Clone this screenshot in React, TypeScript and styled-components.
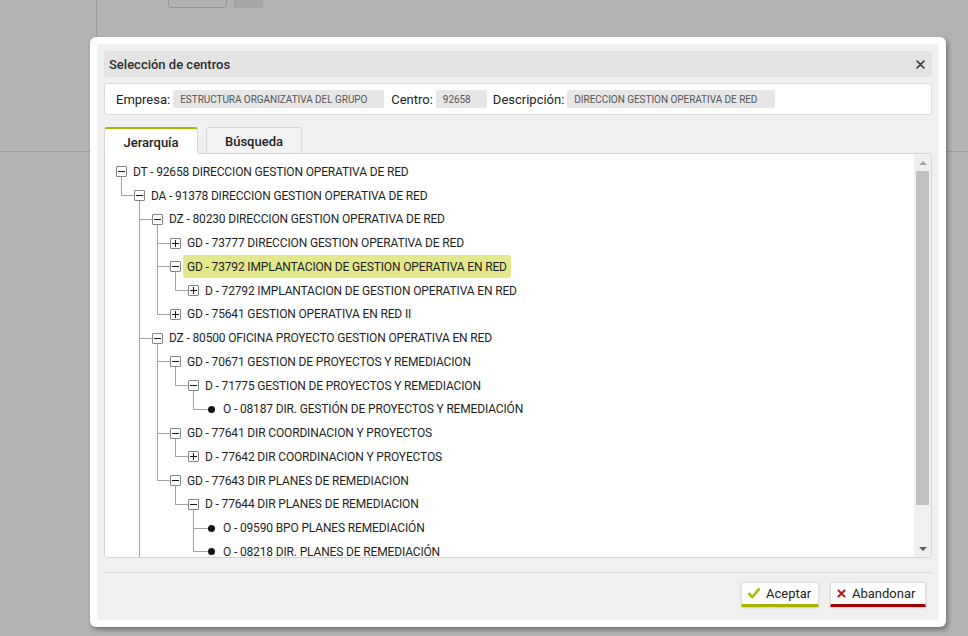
import React from "react";
import styled, { createGlobalStyle, css } from "styled-components";

const GlobalStyle = createGlobalStyle`
  html, body { margin: 0; padding: 0; }
  body {
    background: #b3b3b3;
    font-family: Roboto, "Noto Sans", sans-serif;
    color: #222;
    overflow: hidden;
  }
`;

/* ---------- page behind the overlay ---------- */
const Page = styled.div`
  height: 636px;
  display: flex;
  flex-direction: column;
`;
const PageHeader = styled.div`
  height: 151px;
  display: flex;
  border-bottom: 1px solid #9d9d9d;
`;
const SideColumn = styled.div`
  width: 96px;
  border-right: 1px solid #9d9d9d;
`;
const HeaderTools = styled.div`
  display: flex;
  align-items: flex-end;
  gap: 8px;
  height: 8px;
  padding-left: 71px;
  overflow: hidden;
`;
const GhostInput = styled.div`
  width: 57px;
  height: 22px;
  border: 1px solid #979797;
  border-radius: 3px;
`;
const GhostButton = styled.div`
  width: 28px;
  height: 20px;
  background: #a6a6a6;
  border-radius: 3px;
  box-shadow: 0 1px 2px rgba(0, 0, 0, 0.25);
`;

/* ---------- dialog ---------- */
const Dialog = styled.div`
  position: fixed;
  left: 90px;
  top: 37px;
  width: 856px;
  height: 590px;
  box-sizing: border-box;
  padding: 7px;
  background: #fff;
  border-radius: 6px;
  box-shadow: 2px 3px 5px rgba(0, 0, 0, 0.35);
`;
const DialogBody = styled.div`
  height: 100%;
  box-sizing: border-box;
  padding: 7px;
  background: #f0f0f0;
  border-radius: 4px;
  display: flex;
  flex-direction: column;
`;
const TitleBar = styled.div`
  height: 26px;
  flex: none;
  display: flex;
  align-items: center;
  justify-content: space-between;
  padding: 0 7px 0 5px;
  background: #e4e4e4;
  border-radius: 4px;
  font-size: 13px;
  font-weight: 500;
  color: #2e2e2e;
`;
const CloseButton = styled.button`
  border: 0;
  background: none;
  padding: 0;
  width: 10px;
  height: 10px;
  display: flex;
  align-items: center;
  justify-content: center;
  cursor: pointer;
`;

const FilterBar = styled.div`
  margin-top: 6px;
  height: 32px;
  flex: none;
  box-sizing: border-box;
  display: flex;
  align-items: center;
  padding: 0 11px;
  background: #fff;
  border: 1px solid #dcdcdc;
  border-radius: 3px;
`;
const FieldLabel = styled.span<{ $gap?: number }>`
  font-size: 13px;
  color: #222;
  margin-left: ${(p) => p.$gap ?? 0}px;
  margin-right: 3px;
  white-space: nowrap;
`;
const FieldValue = styled.span<{ $w: number }>`
  width: ${(p) => p.$w}px;
  height: 18px;
  box-sizing: border-box;
  display: flex;
  align-items: center;
  padding-left: 7px;
  background: #e6e6e6;
  border-radius: 2px;
  font-size: 10px;
  letter-spacing: -0.05px;
  color: #555;
  white-space: nowrap;
  overflow: hidden;
`;

const TabStrip = styled.div`
  margin-top: 12px;
  height: 26px;
  flex: none;
  display: flex;
  gap: 8px;
  align-items: flex-end;
`;
const Tab = styled.div<{ $active?: boolean; $w: number }>`
  width: ${(p) => p.$w}px;
  height: 26px;
  box-sizing: border-box;
  display: flex;
  align-items: center;
  justify-content: center;
  padding-top: 2px;
  font-size: 13px;
  font-weight: 500;
  color: #222;
  border: 1px solid #d8d8d8;
  border-bottom: 0;
  border-radius: 3px 3px 0 0;
  background: #f2f2f2;
  ${(p) =>
    p.$active &&
    css`
      position: relative;
      z-index: 1;
      height: 27px;
      margin-bottom: -1px;
      background: #fff;
      border-top: 2px solid #a8b400;
      padding-top: 1px;
    `}
`;

const TreePanel = styled.div`
  height: 405px;
  flex: none;
  box-sizing: border-box;
  display: flex;
  background: #fff;
  border: 1px solid #d6d6d6;
  border-radius: 0 3px 3px 3px;
  overflow: hidden;
`;
const TreeViewport = styled.div`
  flex: 1;
  overflow: hidden;
  padding: 6px 0 0 7px;
`;

/* ---------- scrollbar ---------- */
const ScrollBar = styled.div`
  width: 17px;
  flex: none;
  display: flex;
  flex-direction: column;
  background: #f0f0f0;
`;
const ScrollArrow = styled.div<{ $down?: boolean }>`
  height: 17px;
  flex: none;
  display: flex;
  align-items: center;
  justify-content: center;
  &::after {
    content: "";
    width: 0;
    height: 0;
    border-left: 4px solid transparent;
    border-right: 4px solid transparent;
    ${(p) =>
      p.$down
        ? css`border-top: 4px solid #5d5d5d;`
        : css`border-bottom: 4px solid #a6a6a6;`}
  }
`;
const ScrollTrack = styled.div`
  flex: 1;
  padding: 0 2px;
`;
const ScrollThumb = styled.div`
  height: 334px;
  background: #c1c1c1;
`;

/* ---------- tree ---------- */
const LINE = "#a3a3a3";
const ROW_H = 23.75;

const TreeRow = styled.div`
  height: ${ROW_H}px;
  display: flex;
  align-items: center;
  white-space: nowrap;
`;
const Guide = styled.span<{ $kind: "none" | "pass" | "tee" | "end" }>`
  width: 18px;
  height: 100%;
  flex: none;
  background-repeat: no-repeat;
  ${(p) =>
    p.$kind === "pass" &&
    css`
      background-image: linear-gradient(${LINE}, ${LINE});
      background-size: 1px 100%;
      background-position: 9px 0;
    `}
  ${(p) =>
    p.$kind === "tee" &&
    css`
      background-image: linear-gradient(${LINE}, ${LINE}), linear-gradient(${LINE}, ${LINE});
      background-size: 1px 100%, 9px 1px;
      background-position: 9px 0, 9px 50%;
    `}
  ${(p) =>
    p.$kind === "end" &&
    css`
      background-image: linear-gradient(${LINE}, ${LINE}), linear-gradient(${LINE}, ${LINE});
      background-size: 1px 50%, 9px 1px;
      background-position: 9px 0, 9px 50%;
    `}
`;
const NodeCell = styled.span<{ $inLine: boolean; $stem: boolean }>`
  width: 18px;
  height: 100%;
  flex: none;
  display: flex;
  align-items: center;
  justify-content: center;
  background-repeat: no-repeat;
  background-image: ${(p) =>
    [
      p.$inLine ? `linear-gradient(${LINE}, ${LINE})` : null,
      p.$stem ? `linear-gradient(${LINE}, ${LINE})` : null,
    ]
      .filter(Boolean)
      .join(", ") || "none"};
  background-size: ${(p) =>
    [p.$inLine ? "9px 1px" : null, p.$stem ? "1px 50%" : null].filter(Boolean).join(", ") || "auto"};
  background-position: ${(p) =>
    [p.$inLine ? "0 50%" : null, p.$stem ? "9px 100%" : null].filter(Boolean).join(", ") || "0 0"};
`;
const Toggle = styled.span`
  width: 11px;
  height: 11px;
  box-sizing: border-box;
  margin-left: 1px;
  display: flex;
  align-items: center;
  justify-content: center;
  background: #fff;
  border: 1px solid #858585;
  border-radius: 1px;
`;
const Bullet = styled.span`
  width: 7px;
  height: 7px;
  margin-left: 1px;
  border-radius: 50%;
  background: #111;
`;
const NodeLabel = styled.span<{ $selected?: boolean }>`
  margin-left: -1px;
  padding: 0 4px;
  height: 23px;
  display: flex;
  align-items: center;
  font-size: 12px;
  letter-spacing: -0.15px;
  color: #1f1f1f;
  border-radius: 3px;
  ${(p) => p.$selected && css`background: #e2e88b;`}
`;

/* ---------- footer ---------- */
const Footer = styled.div`
  margin-top: 14px;
  padding: 9px 6px 0 0;
  border-top: 1px solid #d9d9d9;
  display: flex;
  justify-content: flex-end;
  gap: 11px;
`;
const ActionButton = styled.button<{ $accent: string; $w: number }>`
  width: ${(p) => p.$w}px;
  height: 25px;
  box-sizing: border-box;
  display: flex;
  align-items: center;
  gap: 6px;
  padding: 0 0 0 6px;
  background: #fff;
  border: 1px solid #dedede;
  border-bottom: 3px solid ${(p) => p.$accent};
  border-radius: 1px;
  box-shadow: 0 1px 2px rgba(0, 0, 0, 0.15);
  font-family: Roboto, "Noto Sans", sans-serif;
  font-size: 13px;
  font-weight: 400;
  color: #222;
  cursor: pointer;
`;

/* ---------- data ---------- */
type Node = {
  label: string;
  state: "open" | "closed" | "leaf";
  selected?: boolean;
  moreBelow?: boolean;
  children?: Node[];
};

const tree: Node = {
  label: "DT - 92658 DIRECCION GESTION OPERATIVA DE RED",
  state: "open",
  children: [
    {
      label: "DA - 91378 DIRECCION GESTION OPERATIVA DE RED",
      state: "open",
      children: [
        {
          label: "DZ - 80230 DIRECCION GESTION OPERATIVA DE RED",
          state: "open",
          children: [
            { label: "GD - 73777 DIRECCION GESTION OPERATIVA DE RED", state: "closed" },
            {
              label: "GD - 73792 IMPLANTACION DE GESTION OPERATIVA EN RED",
              state: "open",
              selected: true,
              children: [{ label: "D - 72792 IMPLANTACION DE GESTION OPERATIVA EN RED", state: "closed" }],
            },
            { label: "GD - 75641 GESTION OPERATIVA EN RED II", state: "closed" },
          ],
        },
        {
          label: "DZ - 80500 OFICINA PROYECTO GESTION OPERATIVA EN RED",
          state: "open",
          moreBelow: true,
          children: [
            {
              label: "GD - 70671 GESTION DE PROYECTOS Y REMEDIACION",
              state: "open",
              children: [
                {
                  label: "D - 71775 GESTION DE PROYECTOS Y REMEDIACION",
                  state: "open",
                  children: [{ label: "O - 08187 DIR. GESTIÓN DE PROYECTOS Y REMEDIACIÓN", state: "leaf" }],
                },
              ],
            },
            {
              label: "GD - 77641 DIR COORDINACION Y PROYECTOS",
              state: "open",
              children: [{ label: "D - 77642 DIR COORDINACION Y PROYECTOS", state: "closed" }],
            },
            {
              label: "GD - 77643 DIR PLANES DE REMEDIACION",
              state: "open",
              children: [
                {
                  label: "D - 77644 DIR PLANES DE REMEDIACION",
                  state: "open",
                  children: [
                    { label: "O - 09590 BPO PLANES REMEDIACIÓN", state: "leaf" },
                    { label: "O - 08218 DIR. PLANES DE REMEDIACIÓN", state: "leaf" },
                  ],
                },
              ],
            },
          ],
        },
      ],
    },
  ],
};

type FlatRow = { node: Node; level: number; guides: ("none" | "pass" | "tee" | "end")[] };

function flatten(node: Node, level: number, lastFlags: boolean[], out: FlatRow[]) {
  const guides = lastFlags.map((isLast, i) =>
    i === lastFlags.length - 1 ? (isLast ? "end" : "tee") : isLast ? "none" : "pass"
  ) as FlatRow["guides"];
  out.push({ node, level, guides });
  const kids = node.children ?? [];
  kids.forEach((k, i) => {
    const last = i === kids.length - 1 && !k.moreBelow;
    flatten(k, level + 1, [...lastFlags, last], out);
  });
  return out;
}

const rows = flatten(tree, 0, [], []);

function Minus() {
  return (
    <svg width="7" height="7" viewBox="0 0 7 7">
      <rect x="0" y="3" width="7" height="1" fill="#1a1a1a" />
    </svg>
  );
}
function Plus() {
  return (
    <svg width="7" height="7" viewBox="0 0 7 7">
      <rect x="0" y="3" width="7" height="1" fill="#1a1a1a" />
      <rect x="3" y="0" width="1" height="7" fill="#1a1a1a" />
    </svg>
  );
}

function TreeView() {
  return (
    <TreeViewport>
      {rows.map((r, idx) => {
        const hasKids = (r.node.children?.length ?? 0) > 0 && r.node.state === "open";
        return (
          <TreeRow key={idx}>
            {r.guides.map((g, i) => (
              <Guide key={i} $kind={g} />
            ))}
            <NodeCell $inLine={r.level > 0} $stem={hasKids}>
              {r.node.state === "leaf" ? (
                <Bullet />
              ) : (
                <Toggle>{r.node.state === "open" ? <Minus /> : <Plus />}</Toggle>
              )}
            </NodeCell>
            <NodeLabel $selected={r.node.selected}>{r.node.label}</NodeLabel>
          </TreeRow>
        );
      })}
    </TreeViewport>
  );
}

export default function App() {
  return (
    <>
      <GlobalStyle />
      <Page>
        <PageHeader>
          <SideColumn />
          <HeaderTools>
            <GhostInput />
            <GhostButton />
          </HeaderTools>
        </PageHeader>
      </Page>

      <Dialog>
        <DialogBody>
          <TitleBar>
            <span>Selección de centros</span>
            <CloseButton aria-label="Cerrar">
              <svg width="9" height="9" viewBox="0 0 9 9">
                <path d="M1 1 L8 8 M8 1 L1 8" stroke="#333" strokeWidth="1.6" strokeLinecap="round" />
              </svg>
            </CloseButton>
          </TitleBar>

          <FilterBar>
            <FieldLabel>Empresa:</FieldLabel>
            <FieldValue $w={211}>ESTRUCTURA ORGANIZATIVA DEL GRUPO</FieldValue>
            <FieldLabel $gap={7}>Centro:</FieldLabel>
            <FieldValue $w={51}>92658</FieldValue>
            <FieldLabel $gap={6}>Descripción:</FieldLabel>
            <FieldValue $w={208}>DIRECCION GESTION OPERATIVA DE RED</FieldValue>
          </FilterBar>

          <TabStrip>
            <Tab $active $w={94}>Jerarquía</Tab>
            <Tab $w={96}>Búsqueda</Tab>
          </TabStrip>

          <TreePanel>
            <TreeView />
            <ScrollBar>
              <ScrollArrow />
              <ScrollTrack>
                <ScrollThumb />
              </ScrollTrack>
              <ScrollArrow $down />
            </ScrollBar>
          </TreePanel>

          <Footer>
            <ActionButton $accent="#a8b400" $w={78}>
              <svg width="12" height="11" viewBox="0 0 12 11">
                <path d="M1.2 6 L4.3 9.2 L10.8 1.3" fill="none" stroke="#a9c000" strokeWidth="2.6" strokeLinecap="round" strokeLinejoin="round" />
              </svg>
              Aceptar
            </ActionButton>
            <ActionButton $accent="#a30000" $w={96}>
              <svg width="9" height="9" viewBox="0 0 9 9">
                <path d="M1.5 1.5 L7.5 7.5 M7.5 1.5 L1.5 7.5" stroke="#b3161c" strokeWidth="2" strokeLinecap="round" />
              </svg>
              Abandonar
            </ActionButton>
          </Footer>
        </DialogBody>
      </Dialog>
    </>
  );
}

______________________________

### [Stated task]
All lines of the data above that include the word "React" must be shown.

### [Reply]
Clone this screenshot in React, TypeScript and styled-components.
import React from "react";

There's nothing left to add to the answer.